Cotton, when he came to lie on the bed of death, had certain topics of reflection—of a secular sort—on which he might well look back with some measure of complacency. As a student of Antiquity he had been conspicuously successful. |Cotton’s Deathbed Reflections.| He had won the respect and reverence of every man in Europe who had proved himself competent to judge of such studies. And he had not been a selfish student. He had made his own researches and collections seed plots for Posterity. If, as a Statesman, he had missed his immediate aims more frequently than he had reached them, he had none the less rendered, on some salient occasions, brilliant public service. He had shewn, incontestably, that the true greatness of England lay near his heart.

One of his contemporaries presently said of him—when told of his death—‘If you could look at Sir Robert Cotton’s heart “My Library” would be found inscribed there;—just as Queen Mary said “Calais” was printed deeply on hers.’ But the character impressed on every volume of that large collection which he so loved is ‘England.’ To illustrate the history, and to enlighten the policy, of Englishmen was the object which made Cotton, from his youth, a Collector.
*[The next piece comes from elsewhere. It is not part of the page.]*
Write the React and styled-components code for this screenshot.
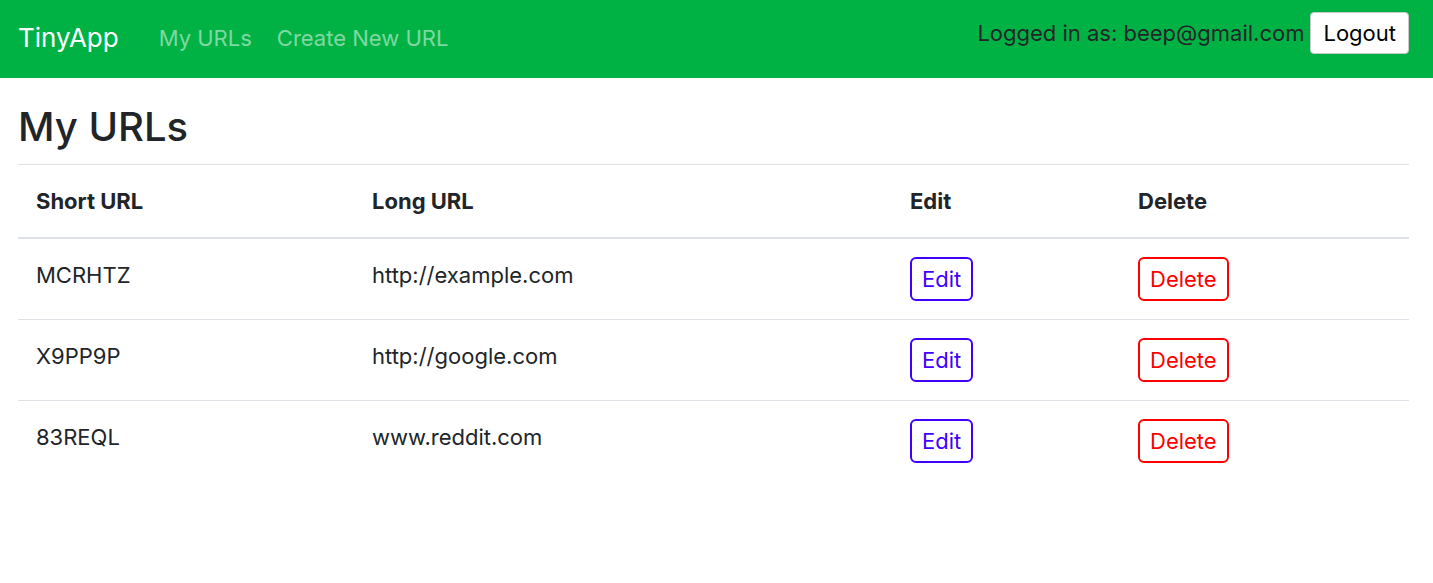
import React from "react";
import styled, { createGlobalStyle } from "styled-components";

const GlobalStyle = createGlobalStyle`
  body {
    margin: 0;
    font-family: Inter, "Noto Sans", sans-serif;
    color: #212529;
    background: #fff;
  }
`;

const Navbar = styled.nav`
  display: flex;
  align-items: center;
  height: 78px;
  padding: 0 24px 0 18px;
  background-color: #00b244;
  box-sizing: border-box;
`;

const Brand = styled.a`
  font-size: 26px;
  color: #fff;
  text-decoration: none;
  margin-right: 40px;
  margin-top: -4px;
`;

const NavLinks = styled.div`
  display: flex;
  gap: 25px;
  margin-top: -3px;
`;

const NavLink = styled.a`
  font-size: 22px;
  color: rgba(255, 255, 255, 0.5);
  text-decoration: none;
`;

const UserArea = styled.div`
  margin-left: auto;
  display: flex;
  align-items: center;
  gap: 6px;
  margin-top: -13px;
  font-size: 22px;
  color: #212529;
`;

const LogoutButton = styled.button`
  height: 42px;
  padding: 0 12px;
  font-family: inherit;
  font-size: 22px;
  color: #000;
  background: #fff;
  border: 1px solid #c9c9c9;
  border-radius: 4px;
`;

const Main = styled.main`
  padding: 0 24px 0 18px;
`;

const Title = styled.h1`
  margin: 24px 0 12px;
  font-size: 40px;
  font-weight: 500;
  line-height: 50px;
`;

const Table = styled.table`
  width: 100%;
  border-collapse: collapse;
  table-layout: fixed;
  font-size: 22px;
`;

const Th = styled.th`
  text-align: left;
  font-weight: 700;
  line-height: 33px;
  padding: 20px 18px 19px;
  border-top: 1px solid #dee2e6;
  border-bottom: 2px solid #dee2e6;
`;

const Td = styled.td`
  vertical-align: top;
  line-height: 36px;
  padding: 18px;
  border-top: 1px solid #dee2e6;
`;

const ActionButton = styled.button`
  height: 44px;
  padding: 0 10px;
  font-family: inherit;
  font-size: 22px;
  background: #fff;
  color: ${(p) => p.$color};
  border: 2px solid ${(p) => p.$color};
  border-radius: 6px;
`;

const urls = [
  { id: "MCRHTZ", long: "http://example.com" },
  { id: "X9PP9P", long: "http://google.com" },
  { id: "83REQL", long: "www.reddit.com" },
];

export default function App() {
  return (
    <>
      <GlobalStyle />
      <Navbar>
        <Brand href="#">TinyApp</Brand>
        <NavLinks>
          <NavLink href="#">My URLs</NavLink>
          <NavLink href="#">Create New URL</NavLink>
        </NavLinks>
        <UserArea>
          <span>Logged in as: beep@gmail.com</span>
          <LogoutButton>Logout</LogoutButton>
        </UserArea>
      </Navbar>
      <Main>
        <Title>My URLs</Title>
        <Table>
          <colgroup>
            <col style={{ width: 336 }} />
            <col style={{ width: 538 }} />
            <col style={{ width: 228 }} />
            <col />
          </colgroup>
          <thead>
            <tr>
              <Th>Short URL</Th>
              <Th>Long URL</Th>
              <Th>Edit</Th>
              <Th>Delete</Th>
            </tr>
          </thead>
          <tbody>
            {urls.map((u) => (
              <tr key={u.id}>
                <Td>{u.id}</Td>
                <Td>{u.long}</Td>
                <Td>
                  <ActionButton $color="#3f00ff">Edit</ActionButton>
                </Td>
                <Td>
                  <ActionButton $color="#ff0000">Delete</ActionButton>
                </Td>
              </tr>
            ))}
          </tbody>
        </Table>
      </Main>
    </>
  );
}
On the other hand, when the inevitable deathbed reflections passed from things secular to things sacred,—and also from Past to Future,—there was very little room for complacency of any sort. A few years before, when a better and more famous man than Cotton lay in like circumstances, this thought came into his mind:—‘Godly men, in time of extreme afflictions, did comfort themselves with the remembrance of their former life, in which they had glorified God. It is not so in me. I have no comfort that way. All things in my former life have been vain,—vain,—vain.’